Complete families (1 Viewer)

Welsh Peregrine

Well-known member
What is the largest bird family that any member here has seen all the members of? Pathetically, I can, at present offer Divers as my contribution, but 5 is a horribly small number! I am one short of Pelicans (Spot-billed) and one short of Gannets (Abbot's Booby).
 
The most expensive families to clear up on are the Tubenoses families - I'm fairly sure Hadoram Shirahi has done this.

cheers, alan
 
Pretty sure I haven't cleaned up on any family that contains more than one species. Recently thought I'd bagged all the dippers with Brown in Japan, until I realized there was a fifth species I hadn't heard of (Rufous-throated).
 
or perhaps rails. Wouldn't that be a feat!

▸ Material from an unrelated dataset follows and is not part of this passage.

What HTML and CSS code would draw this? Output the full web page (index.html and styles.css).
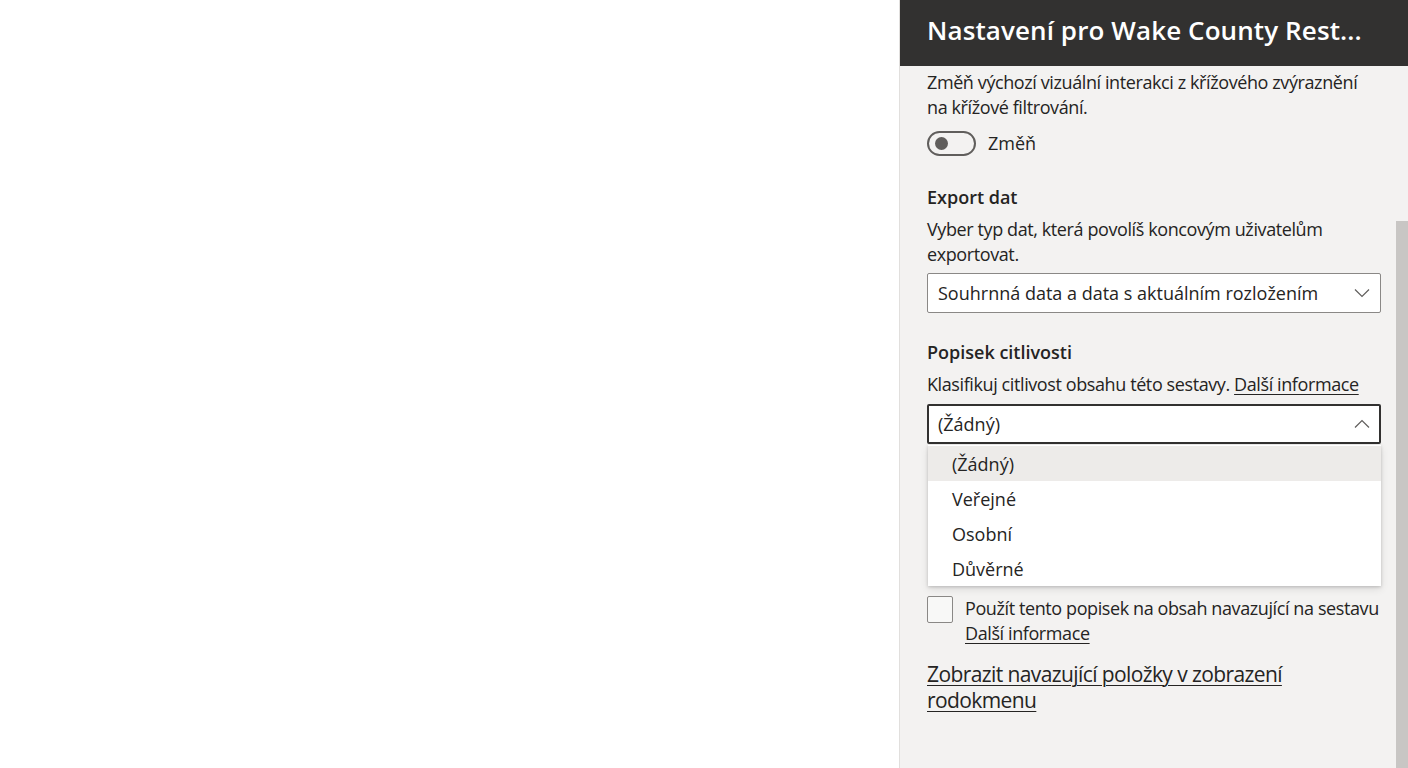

Very difficult to visit get access for Auckland Island Rail and Nicobar Crake sp nov.. Other than that I think most are in theory possible - the hardest probably Zapata Rail (if extant), Red-winged Wood-rail and I suspect several of the Solomons birds. Some, eg Makira Moorhen, must be extinct.

cheers, alan
 
This is a good question, and this is what springs to mind for me:
Emu
+
Australian Magpie Goose
+
Australian mudnesters (Apostlebird & White-winged Chough)
+
Owlet-nightjars
+
Lyrebirds
+
Sitella
+
Osprey (split or no split)
+
Bearded Reedling
+
Limpkin
+
Hoatzin (Not only a whole family, but a whole order ;)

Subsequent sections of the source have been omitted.